Cambodia was renowned as a sex tourism destination in the 1990s and this legacy is still prevalent today with women and girls trafficked within the thriving sex industry in Cambodia's major cities. Despite significant attempts to curb CSE, NGOs report the industry has been pushed underground and sex offenders are still able to purchase sex with children through an intermediary rather than more overt selling of sex in brothels. Boys and young men are also vulnerable to sexual exploitation, with many entering the massage industry due to a lack of training and skills.
Bella was 12 years old when she was trafficked and forced to be a sex worker in Cambodia.
My name is Bella and I’m 21 years old. I was born in Phnom Penh. When I was young, one lady, she tricked me. She said that I go there to her house. I just go to clean her house or prepare her clothes, something like that. And then, after she fit me one or two months, she sell me.

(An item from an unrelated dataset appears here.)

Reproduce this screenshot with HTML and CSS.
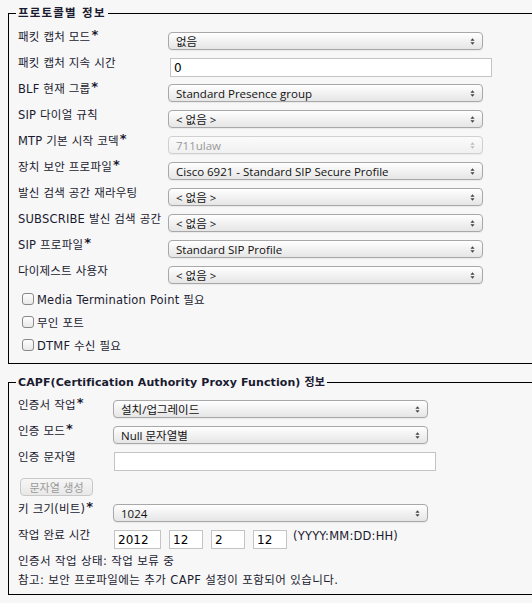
FILE: index.html
```html
<!DOCTYPE html>
<html lang="ko">
<head>
    <meta charset="UTF-8">
    <title>전화 구성</title>
    <link rel="stylesheet" href="styles.css">
</head>
<body>
    <fieldset class="group protocol">
        <legend>프로토콜별 정보</legend>

        <div class="row">
            <label>패킷 캡처 모드<b>*</b></label>
            <div class="select"><span>없음</span><svg class="arrows" viewBox="0 0 6 10"><path d="M3 1L5.5 4H0.5Z M3 9L5.5 6H0.5Z"/></svg></div>
        </div>
        <div class="row">
            <label>패킷 캡처 지속 시간</label>
            <input class="text wide" type="text" value="0">
        </div>
        <div class="row">
            <label>BLF 현재 그룹<b>*</b></label>
            <div class="select"><span>Standard Presence group</span><svg class="arrows" viewBox="0 0 6 10"><path d="M3 1L5.5 4H0.5Z M3 9L5.5 6H0.5Z"/></svg></div>
        </div>
        <div class="row">
            <label>SIP 다이얼 규칙</label>
            <div class="select"><span>&lt; 없음 &gt;</span><svg class="arrows" viewBox="0 0 6 10"><path d="M3 1L5.5 4H0.5Z M3 9L5.5 6H0.5Z"/></svg></div>
        </div>
        <div class="row">
            <label>MTP 기본 시작 코덱<b>*</b></label>
            <div class="select disabled"><span>711ulaw</span><svg class="arrows" viewBox="0 0 6 10"><path d="M3 1L5.5 4H0.5Z M3 9L5.5 6H0.5Z"/></svg></div>
        </div>
        <div class="row">
            <label>장치 보안 프로파일<b>*</b></label>
            <div class="select"><span>Cisco 6921 - Standard SIP Secure Profile</span><svg class="arrows" viewBox="0 0 6 10"><path d="M3 1L5.5 4H0.5Z M3 9L5.5 6H0.5Z"/></svg></div>
        </div>
        <div class="row">
            <label>발신 검색 공간 재라우팅</label>
            <div class="select"><span>&lt; 없음 &gt;</span><svg class="arrows" viewBox="0 0 6 10"><path d="M3 1L5.5 4H0.5Z M3 9L5.5 6H0.5Z"/></svg></div>
        </div>
        <div class="row">
            <label>SUBSCRIBE 발신 검색 공간</label>
            <div class="select"><span>&lt; 없음 &gt;</span><svg class="arrows" viewBox="0 0 6 10"><path d="M3 1L5.5 4H0.5Z M3 9L5.5 6H0.5Z"/></svg></div>
        </div>
        <div class="row">
            <label>SIP 프로파일<b>*</b></label>
            <div class="select"><span>Standard SIP Profile</span><svg class="arrows" viewBox="0 0 6 10"><path d="M3 1L5.5 4H0.5Z M3 9L5.5 6H0.5Z"/></svg></div>
        </div>
        <div class="row">
            <label>다이제스트 사용자</label>
            <div class="select"><span>&lt; 없음 &gt;</span><svg class="arrows" viewBox="0 0 6 10"><path d="M3 1L5.5 4H0.5Z M3 9L5.5 6H0.5Z"/></svg></div>
        </div>

        <div class="check"><span class="box"></span>Media Termination Point 필요</div>
        <div class="check"><span class="box"></span>무인 포트</div>
        <div class="check"><span class="box"></span>DTMF 수신 필요</div>
    </fieldset>

    <fieldset class="group capf">
        <legend>CAPF(Certification Authority Proxy Function) 정보</legend>

        <div class="row">
            <label>인증서 작업<b>*</b></label>
            <div class="select"><span>설치/업그레이드</span><svg class="arrows" viewBox="0 0 6 10"><path d="M3 1L5.5 4H0.5Z M3 9L5.5 6H0.5Z"/></svg></div>
        </div>
        <div class="row">
            <label>인증 모드<b>*</b></label>
            <div class="select"><span>Null 문자열별</span><svg class="arrows" viewBox="0 0 6 10"><path d="M3 1L5.5 4H0.5Z M3 9L5.5 6H0.5Z"/></svg></div>
        </div>
        <div class="row">
            <label>인증 문자열</label>
            <input class="text wide" type="text" value="">
        </div>
        <div class="btn-row">
            <button class="btn" disabled>문자열 생성</button>
        </div>
        <div class="row">
            <label>키 크기(비트)<b>*</b></label>
            <div class="select"><span>1024</span><svg class="arrows" viewBox="0 0 6 10"><path d="M3 1L5.5 4H0.5Z M3 9L5.5 6H0.5Z"/></svg></div>
        </div>
        <div class="row">
            <label>작업 완료 시간</label>
            <div class="date">
                <input class="text year" type="text" value="2012">
                <input class="text part" type="text" value="12">
                <input class="text part" type="text" value="2">
                <input class="text part" type="text" value="12">
                <span class="hint">(YYYY:MM:DD:HH)</span>
            </div>
        </div>
        <p class="note">인증서 작업 상태: 작업 보류 중</p>
        <p class="note">참고: 보안 프로파일에는 추가 CAPF 설정이 포함되어 있습니다.</p>
    </fieldset>
</body>
</html>
```

FILE: styles.css
```css
* {
    margin: 0;
    padding: 0;
    box-sizing: border-box;
}

body {
    background: #f7f7f7;
    color: #1a1a30;
    font-family: "DejaVu Sans", Verdana, "Noto Sans CJK KR", sans-serif;
    font-size: 11.5px;
    letter-spacing: 0.2px;
    overflow: hidden;
    padding-top: 6px;
}

.group {
    width: 560px;
    margin-left: 8px;
    border: 1px solid #000;
    padding: 6px 0 7px 9px;
}

.group legend {
    font-weight: bold;
    font-size: 11px;
    line-height: 15px;
    letter-spacing: 0.1px;
    padding: 0 2px;
    margin-left: -2px;
}

.protocol legend {
    font-size: 11.5px;
    letter-spacing: 1.2px;
}

.capf {
    margin-top: 11px;
    padding-top: 5px;
    padding-bottom: 5px;
}

.row {
    display: grid;
    grid-template-columns: 150px auto;
    justify-content: start;
    height: 26px;
}

.capf .row {
    grid-template-columns: 95px auto;
}

.row label {
    padding-top: 3px;
    line-height: 14px;
    white-space: nowrap;
}

.row label b {
    font-weight: bold;
    font-size: 13px;
    position: relative;
    top: -2px;
    margin-left: 1px;
}

.select {
    margin-top: 5px;
    width: 315px;
    height: 18px;
    border: 1px solid #a8a8a8;
    border-radius: 4px;
    background: linear-gradient(#ffffff, #f3f3f3 45%, #e6e6e6);
    display: flex;
    align-items: center;
    justify-content: space-between;
    padding: 0 7px 0 7px;
    font-family: "Open Sans", "DejaVu Sans", "Noto Sans CJK KR", sans-serif;
    font-size: 11.5px;
    letter-spacing: 0;
    color: #111;
    box-shadow: 0 1px 1px rgba(0, 0, 0, 0.06);
}

.select.disabled {
    color: #999;
    border-color: #d0d0d0;
    background: linear-gradient(#fbfbfb, #f0f0f0);
}

.select.disabled .arrows {
    fill: #bbb;
}

.arrows {
    width: 5px;
    height: 9px;
    fill: #444;
}

.text {
    margin-top: 5px;
    height: 19px;
    border: 1px solid #c4c4c4;
    background: #fff;
    font-family: "DejaVu Sans", "Noto Sans CJK KR", sans-serif;
    font-size: 12px;
    color: #000;
    padding: 1px 3px 0;
    outline: none;
}

.wide {
    width: 322px;
    margin-left: 2px;
}

.capf .wide {
    margin-left: 1px;
}

.check {
    display: flex;
    align-items: center;
    height: 23px;
    padding-left: 4px;
}

.box {
    width: 12px;
    height: 12px;
    border: 1px solid #888;
    border-radius: 3px;
    background: linear-gradient(#fdfdfd, #e9e9e9);
    margin-right: 3px;
}

.btn-row {
    height: 26px;
    padding-left: 2px;
}

.btn {
    margin-top: 5px;
    width: 73px;
    height: 18px;
    border: 1px solid #c8c8c8;
    border-radius: 4px;
    background: linear-gradient(#f6f6f6, #e8e8e8);
    color: #9a9a9a;
    font-family: "DejaVu Sans", "Noto Sans CJK KR", sans-serif;
    font-size: 11px;
}

.date {
    display: flex;
    align-items: flex-start;
    gap: 8px;
}

.date .year {
    width: 47px;
    margin-left: 1px;
}

.date .part {
    width: 34px;
}

.hint {
    padding-top: 4px;
    margin-left: -2px;
    line-height: 14px;
}

.note {
    line-height: 18px;
    padding-top: 1px;
    letter-spacing: 0.4px;
}
```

When I was 12 years old. I have been work… I was trafficked, they forced me to go to, to have sex with guys, and I always don’t want to go and she always hit me and blame me. I work there about one month and I really hurt. I want to go away from that place but I cannot go. She send me there, to the house and then have the guy come in like, a day maybe five. They pay like, twenty dollars. And then he do something bad to me. I say no and I cry, and I said, “please let me go”.
She told me that if I escape from her place she will do something to my family. I felt like I was hopeless. I have nothing, no one care about me. No one think that I’m special. And my future. I will die one day. If I still work like that, I will get a disease and I will die. Nothing.